‘One Hundred Years of Solitude’ by Gabriel García Marquez

This was the long-delayed fulfilment of a promise to myself to read Marquez who always seemed so off-putting. How wrong I was. Not that this long, strange novel isn’t without it’s challenges. There’s no plot as such, just a long stream of strange and wonderful things happening to the Buendía family over more than a century. The fact that the characters pass around just a handful of names across the generations and that those generations seem to stick around long after they’re supposed to makes it complicated to work out who’s who.

Despite, or rather, because of those complications and Marquez’ wonderful way with imagery and spinning a story, it’s a wholly immersive experience.

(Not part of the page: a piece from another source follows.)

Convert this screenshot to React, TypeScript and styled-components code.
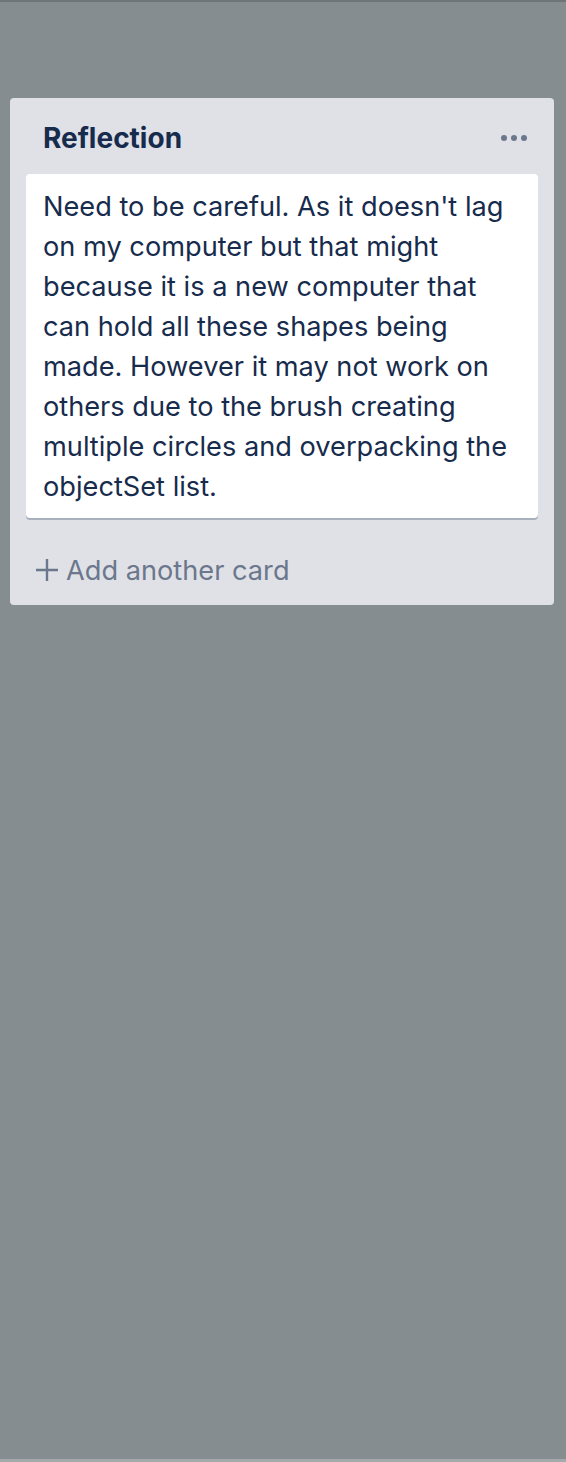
import React from "react";
import styled, { createGlobalStyle } from "styled-components";

const Global = createGlobalStyle`
  html, body { margin: 0; padding: 0; }
  body {
    background: #868d90;
    font-family: Inter, "Noto Sans", "Liberation Sans", sans-serif;
  }
`;

const Page = styled.div`
  width: 566px;
  height: 1462px;
  box-sizing: border-box;
  background: #868d90;
  border-top: 2px solid #6f7478;
  border-bottom: 3px solid #a4a9ab;
  padding: 96px 12px 0 10px;
`;

const List = styled.section`
  background: #dfe1e6;
  border-radius: 4px;
  display: flex;
  flex-direction: column;
  padding: 0 16px;
`;

const Header = styled.header`
  display: flex;
  align-items: center;
  justify-content: space-between;
  box-sizing: border-box;
  height: 76px;
  padding: 4px 11px 0 17px;
`;

const Title = styled.h2`
  margin: 0;
  font-size: 28px;
  font-weight: 700;
  color: #172b4d;
`;

const MenuDots = styled.span`
  display: flex;
  gap: 4px;
  span {
    width: 6px;
    height: 6px;
    border-radius: 50%;
    background: #6b778c;
  }
`;

const Card = styled.article`
  background: #fff;
  border-radius: 4px;
  box-shadow: 0 2px 0 #a9b0bd;
  padding: 13px 22px 11px 17px;
  font-size: 27.2px;
  line-height: 40px;
  color: #172b4d;
`;

const AddCard = styled.div`
  display: flex;
  align-items: center;
  gap: 6px;
  box-sizing: border-box;
  height: 87px;
  padding: 17px 0 0 8px;
  color: #6b778c;
  font-size: 27.2px;
`;

export default function App() {
  return (
    <>
      <Global />
      <Page>
        <List>
          <Header>
            <Title>Reflection</Title>
            <MenuDots>
              <span />
              <span />
              <span />
            </MenuDots>
          </Header>
          <Card>
            Need to be careful. As it doesn't lag on my computer but that might
            because it is a new computer that can hold all these shapes being
            made. However it may not work on others due to the brush creating
            multiple circles and overpacking the objectSet list.
          </Card>
          <AddCard>
            <svg width="26" height="26" viewBox="0 0 26 26">
              <path d="M13 2v22M2 13h22" stroke="#6b778c" strokeWidth="2.4" />
            </svg>
            Add another card
          </AddCard>
        </List>
      </Page>
    </>
  );
}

I suppose the key to understanding it lies in what the fortune-teller Pilar Ternera says. She’s one of the crucial non-Buendía characters who knows them better than they do.

 

There was no mystery in the heart of a Buendía that was impenetrable for her because a century of cards and experience had taught her that the history of the family was a machine with unavoidable repetitions, a turning wheel that would have gone on spilling into eternity were it not for the progression and irremediable wearing of the axle.

It does feel as if it could go on forever, but for that wearing of the axle. I found that once I was caught up in the turning of the wheel I didn’t want it to stop. Spellbinding.

 

“What did you expect?’ he murmured. “Time passes.”

“That’s how it goes,” Ursula said,”but not so much.”